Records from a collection
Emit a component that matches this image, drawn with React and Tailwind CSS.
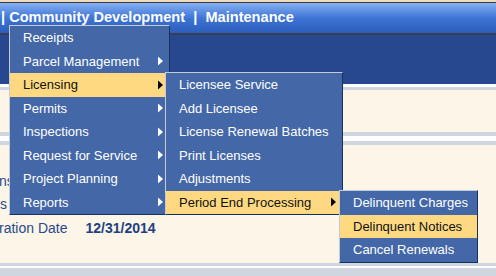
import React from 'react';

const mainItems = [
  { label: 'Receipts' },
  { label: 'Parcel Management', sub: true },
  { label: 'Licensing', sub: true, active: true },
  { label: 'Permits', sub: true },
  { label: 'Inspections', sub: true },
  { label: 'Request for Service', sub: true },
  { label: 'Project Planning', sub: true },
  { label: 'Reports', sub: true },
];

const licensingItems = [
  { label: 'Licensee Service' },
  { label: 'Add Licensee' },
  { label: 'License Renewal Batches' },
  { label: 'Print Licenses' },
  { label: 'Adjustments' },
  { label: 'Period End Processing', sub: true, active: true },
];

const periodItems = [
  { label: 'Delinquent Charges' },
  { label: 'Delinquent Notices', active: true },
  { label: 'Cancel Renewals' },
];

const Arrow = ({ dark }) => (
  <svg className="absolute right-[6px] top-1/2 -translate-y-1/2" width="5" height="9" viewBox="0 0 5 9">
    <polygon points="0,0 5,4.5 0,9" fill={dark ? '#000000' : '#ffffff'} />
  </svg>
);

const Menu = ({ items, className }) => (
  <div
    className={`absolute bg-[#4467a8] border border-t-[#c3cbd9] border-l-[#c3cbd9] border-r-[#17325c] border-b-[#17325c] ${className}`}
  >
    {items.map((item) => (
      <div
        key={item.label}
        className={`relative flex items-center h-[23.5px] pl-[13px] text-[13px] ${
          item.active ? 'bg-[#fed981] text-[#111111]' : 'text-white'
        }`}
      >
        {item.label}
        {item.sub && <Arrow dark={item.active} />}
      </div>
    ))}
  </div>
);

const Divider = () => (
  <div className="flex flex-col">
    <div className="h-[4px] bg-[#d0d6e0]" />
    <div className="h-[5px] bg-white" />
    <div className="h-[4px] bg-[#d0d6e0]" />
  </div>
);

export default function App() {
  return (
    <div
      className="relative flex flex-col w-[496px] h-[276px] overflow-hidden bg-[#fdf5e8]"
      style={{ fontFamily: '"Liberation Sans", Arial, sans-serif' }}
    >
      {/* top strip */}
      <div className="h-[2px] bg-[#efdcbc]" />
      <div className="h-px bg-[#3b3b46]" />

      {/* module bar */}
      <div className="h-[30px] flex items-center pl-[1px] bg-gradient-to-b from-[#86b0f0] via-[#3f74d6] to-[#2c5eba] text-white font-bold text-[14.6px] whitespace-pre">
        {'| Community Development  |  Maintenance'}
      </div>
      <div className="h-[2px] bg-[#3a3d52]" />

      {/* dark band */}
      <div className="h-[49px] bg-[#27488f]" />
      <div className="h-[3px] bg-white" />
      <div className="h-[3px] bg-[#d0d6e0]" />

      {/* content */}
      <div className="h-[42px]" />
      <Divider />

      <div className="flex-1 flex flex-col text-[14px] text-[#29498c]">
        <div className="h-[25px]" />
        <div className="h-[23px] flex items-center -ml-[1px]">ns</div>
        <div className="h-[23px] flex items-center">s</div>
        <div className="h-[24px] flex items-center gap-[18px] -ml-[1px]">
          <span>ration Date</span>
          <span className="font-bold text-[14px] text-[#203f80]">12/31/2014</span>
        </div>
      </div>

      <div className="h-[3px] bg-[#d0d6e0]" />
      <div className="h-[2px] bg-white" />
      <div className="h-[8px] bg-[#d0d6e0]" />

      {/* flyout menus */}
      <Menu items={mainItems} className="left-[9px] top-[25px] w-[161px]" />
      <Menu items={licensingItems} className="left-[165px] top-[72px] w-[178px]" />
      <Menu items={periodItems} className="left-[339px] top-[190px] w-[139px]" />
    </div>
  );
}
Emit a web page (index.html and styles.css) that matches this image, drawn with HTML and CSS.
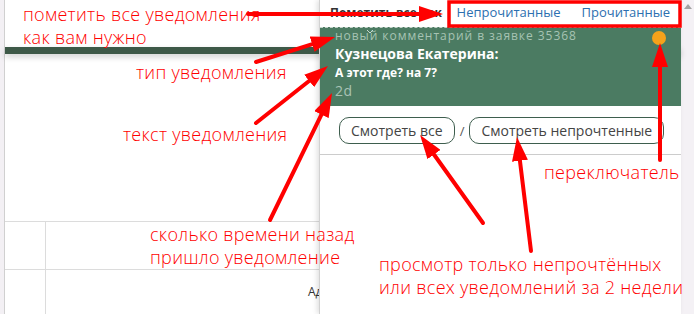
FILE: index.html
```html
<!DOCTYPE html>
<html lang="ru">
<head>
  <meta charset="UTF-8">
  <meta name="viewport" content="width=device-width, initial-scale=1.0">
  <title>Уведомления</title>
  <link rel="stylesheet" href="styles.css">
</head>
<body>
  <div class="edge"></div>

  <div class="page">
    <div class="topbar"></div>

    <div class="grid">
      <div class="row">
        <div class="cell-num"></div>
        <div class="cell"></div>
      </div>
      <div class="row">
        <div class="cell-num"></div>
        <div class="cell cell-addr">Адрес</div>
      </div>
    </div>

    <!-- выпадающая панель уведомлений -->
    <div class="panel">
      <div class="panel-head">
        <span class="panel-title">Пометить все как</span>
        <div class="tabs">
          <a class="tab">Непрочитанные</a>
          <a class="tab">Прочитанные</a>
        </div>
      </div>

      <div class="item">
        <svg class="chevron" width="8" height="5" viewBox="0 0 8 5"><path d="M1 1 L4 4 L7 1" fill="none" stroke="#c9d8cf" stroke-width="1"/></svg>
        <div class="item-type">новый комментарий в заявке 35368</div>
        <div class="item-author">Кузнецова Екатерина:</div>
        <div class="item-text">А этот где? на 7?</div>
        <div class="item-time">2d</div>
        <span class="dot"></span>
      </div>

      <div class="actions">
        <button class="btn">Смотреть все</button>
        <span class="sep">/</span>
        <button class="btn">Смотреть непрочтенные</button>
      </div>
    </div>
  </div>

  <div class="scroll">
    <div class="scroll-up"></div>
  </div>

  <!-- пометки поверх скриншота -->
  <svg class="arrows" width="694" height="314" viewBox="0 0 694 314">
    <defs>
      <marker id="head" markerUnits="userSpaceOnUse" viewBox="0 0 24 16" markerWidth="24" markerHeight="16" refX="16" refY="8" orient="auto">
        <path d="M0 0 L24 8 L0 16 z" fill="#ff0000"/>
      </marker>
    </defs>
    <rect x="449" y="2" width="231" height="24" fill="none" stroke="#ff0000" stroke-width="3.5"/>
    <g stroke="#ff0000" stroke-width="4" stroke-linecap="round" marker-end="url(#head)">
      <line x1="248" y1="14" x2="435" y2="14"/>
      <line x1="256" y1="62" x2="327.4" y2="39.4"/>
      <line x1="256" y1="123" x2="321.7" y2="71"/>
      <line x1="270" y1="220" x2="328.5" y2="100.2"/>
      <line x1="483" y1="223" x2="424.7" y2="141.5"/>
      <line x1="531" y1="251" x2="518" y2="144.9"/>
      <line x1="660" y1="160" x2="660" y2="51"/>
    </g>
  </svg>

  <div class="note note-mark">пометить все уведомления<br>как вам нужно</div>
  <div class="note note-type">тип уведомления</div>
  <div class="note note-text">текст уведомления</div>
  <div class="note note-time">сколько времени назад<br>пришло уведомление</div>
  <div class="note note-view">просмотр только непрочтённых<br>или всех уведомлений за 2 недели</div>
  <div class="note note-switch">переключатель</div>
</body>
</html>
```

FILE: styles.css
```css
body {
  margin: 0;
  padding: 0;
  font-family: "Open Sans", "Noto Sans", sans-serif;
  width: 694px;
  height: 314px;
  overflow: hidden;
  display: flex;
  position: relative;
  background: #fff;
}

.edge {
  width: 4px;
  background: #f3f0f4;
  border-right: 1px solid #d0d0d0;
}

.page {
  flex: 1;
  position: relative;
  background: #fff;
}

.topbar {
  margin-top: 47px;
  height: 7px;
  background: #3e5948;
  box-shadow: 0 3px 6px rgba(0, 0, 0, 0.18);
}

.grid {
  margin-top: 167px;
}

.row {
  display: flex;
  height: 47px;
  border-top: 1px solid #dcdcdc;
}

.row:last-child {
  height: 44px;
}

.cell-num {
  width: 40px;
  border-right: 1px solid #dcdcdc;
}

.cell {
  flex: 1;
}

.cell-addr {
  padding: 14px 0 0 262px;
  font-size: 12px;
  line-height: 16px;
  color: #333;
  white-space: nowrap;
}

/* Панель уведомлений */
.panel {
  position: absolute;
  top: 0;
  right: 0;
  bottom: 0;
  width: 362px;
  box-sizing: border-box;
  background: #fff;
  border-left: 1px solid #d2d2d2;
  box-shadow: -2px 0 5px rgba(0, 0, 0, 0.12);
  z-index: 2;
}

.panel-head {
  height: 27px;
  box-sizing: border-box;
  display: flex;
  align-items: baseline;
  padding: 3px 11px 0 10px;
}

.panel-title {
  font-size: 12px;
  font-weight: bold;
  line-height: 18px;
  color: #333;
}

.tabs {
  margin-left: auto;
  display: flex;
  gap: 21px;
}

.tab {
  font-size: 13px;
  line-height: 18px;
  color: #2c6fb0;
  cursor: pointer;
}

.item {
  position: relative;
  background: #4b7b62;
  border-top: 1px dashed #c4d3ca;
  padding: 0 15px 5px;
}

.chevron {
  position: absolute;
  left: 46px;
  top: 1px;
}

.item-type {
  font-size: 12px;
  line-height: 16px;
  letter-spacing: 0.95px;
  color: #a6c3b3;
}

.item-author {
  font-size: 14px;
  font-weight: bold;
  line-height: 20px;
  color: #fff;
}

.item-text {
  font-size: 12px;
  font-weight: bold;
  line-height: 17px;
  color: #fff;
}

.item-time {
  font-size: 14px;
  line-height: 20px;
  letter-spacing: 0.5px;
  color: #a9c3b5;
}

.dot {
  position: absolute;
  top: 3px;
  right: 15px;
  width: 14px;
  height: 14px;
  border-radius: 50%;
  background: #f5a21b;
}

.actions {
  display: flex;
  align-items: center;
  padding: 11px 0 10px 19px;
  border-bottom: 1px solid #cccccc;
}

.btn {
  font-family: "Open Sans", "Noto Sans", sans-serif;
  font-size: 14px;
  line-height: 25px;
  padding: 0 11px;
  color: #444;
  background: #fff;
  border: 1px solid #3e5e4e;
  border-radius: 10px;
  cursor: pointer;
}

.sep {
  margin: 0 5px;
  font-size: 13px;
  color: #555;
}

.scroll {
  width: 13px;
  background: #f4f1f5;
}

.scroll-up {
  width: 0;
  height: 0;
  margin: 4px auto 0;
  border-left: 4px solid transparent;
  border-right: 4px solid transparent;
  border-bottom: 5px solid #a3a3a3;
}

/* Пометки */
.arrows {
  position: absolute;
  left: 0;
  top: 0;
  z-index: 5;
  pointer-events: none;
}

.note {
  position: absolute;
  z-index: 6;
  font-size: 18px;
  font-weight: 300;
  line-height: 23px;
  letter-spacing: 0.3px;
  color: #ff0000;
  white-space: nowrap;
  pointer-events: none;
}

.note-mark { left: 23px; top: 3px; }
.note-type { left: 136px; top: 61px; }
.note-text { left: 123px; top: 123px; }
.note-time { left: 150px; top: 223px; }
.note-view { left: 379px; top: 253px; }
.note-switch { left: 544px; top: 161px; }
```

What is expected
Collect each line containing the string "drawn".

Complete response
Emit a component that matches this image, drawn with React and Tailwind CSS.
Emit a web page (index.html and styles.css) that matches this image, drawn with HTML and CSS.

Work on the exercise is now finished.